Minergie bedeutet mechanischen, kontrollierte Lüftung, vor allem nach der Revision die seit dem Frühjahr 2009 in Kraft getreten ist. Da der Trend zu weniger Stromverbrauch, möglichst kompakten Gebäuden und Energie effizientem Bauen durch die mechanische Lüftung überhaupt nicht unterstützt wird ist es spannend eine Möglichkeit aufzuzeigen die ohne grossen Verbrauch und Aufwand funktioniert.

Bis heute wurden in der Schweiz noch keine solche Bauten die über Lüftungsflügel gelüftet werden als Minergie-Label zertifiziertes Gebäude realisiert worden. Mit der neuen Norm, die 2009 in Kraft tritt, wird es theoretisch auch nicht möglich sein ein solches Gebäude zertifizieren zu lassen, weil Minergie eine mechanische, kontrollierte Lüftung vorschreibt. Es stellt sich die Frage ob Minergie überhaupt mit Energie effizientem Bauen in Verbindung gebracht werden kann oder ob Minergie einfach einen gewissen Standard des Bauens bedeutet.

Bei den bereits realisieten Projekten (vor allem in Luxenburg) handelt sich um fast nur Massivbauten. Die Schwierigkeit bei der Leichtbauweise besteht darin nicht genügend Baumasse um den Mehrbedarf an Temperatur während den Lüftungsphasen zu kompenzieren. Simulationen zeigen jedoch das dies auch bei Leichtbauweise durchaus möglich sein kann.

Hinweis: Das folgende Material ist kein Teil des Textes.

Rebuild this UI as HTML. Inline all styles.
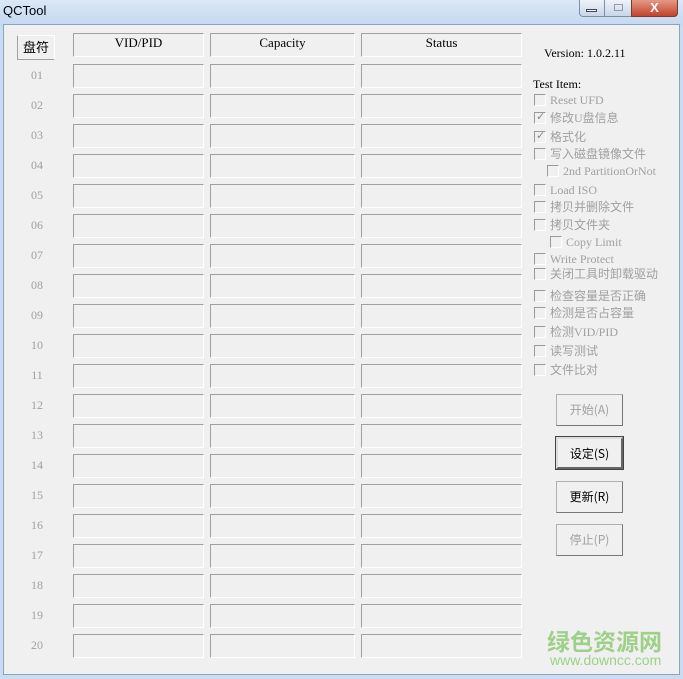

„Durch die hohe Personendichte in Klassenzimmer sind grosse spezifische Luftmengen erforderlich. Damit eröffnet sich unweigerlich ein Spannungsfeld zwischen der angestrebten Luftqualität und dem dafür erforderlichen Stromverbrauch für die Luftförderung. Um einen unverhältnismässig hohen technischen Aufwand zu vermeiden, müssen häufig unbefriedigende Kompromisse gemacht werden. Ein natürliches Lüftungskonzept mittels motorisierter Lüftungsflügel (was grundsätzlich ebenfalls Minergie-konform ist) bietet einen wesentlich bessere Alternative und sorgt dafür, dass die Niedrigenergie-Schulhäuser auch halten, was sie versprechen: optimalen Raumkonfort bei minimalem Energieverbrauch. Geeignete dynamische Simulationen helfen zu erklären, wieso das Konzept funktioniert.

 

 Abb. 1, Lüftungsflügel

 

Fensterlüftung für den Schulbetrieb gut geeignet  Schulhäuser weisen klar definierte Nutzungs- und Pausenzeiten auf, die sich ausserordentlich gut für periodische Stosslüftungen eignen. Schüler und Lehrer erhalten die Gelegenheit, regelmässig durch das Öffnen der Fenster Kontakt mit der Umwelt herzustellen, was auch pädagogisch wertvoll sein kann. Durch die Möglichkeiten zur direkten und unmittelbaren Einflussnahme der Nutzer auf ihr Raumklima erfreuen sich natürliche Lüftungskonzepte erfahrungsgemäss breiter Akzeptanz. die entsprechend hohe Nutzerzufriedenheit konnte beispielsweise in einer breit angelegten Studie vom Fraunhofer-Institut eindrücklich nachgewiesen werden.“

Simulationen  Bei einer Simulationen können folgende Antworten gefunden werden:

_ Wie verhält sich das Klassenzimmer im Normalbetrieb?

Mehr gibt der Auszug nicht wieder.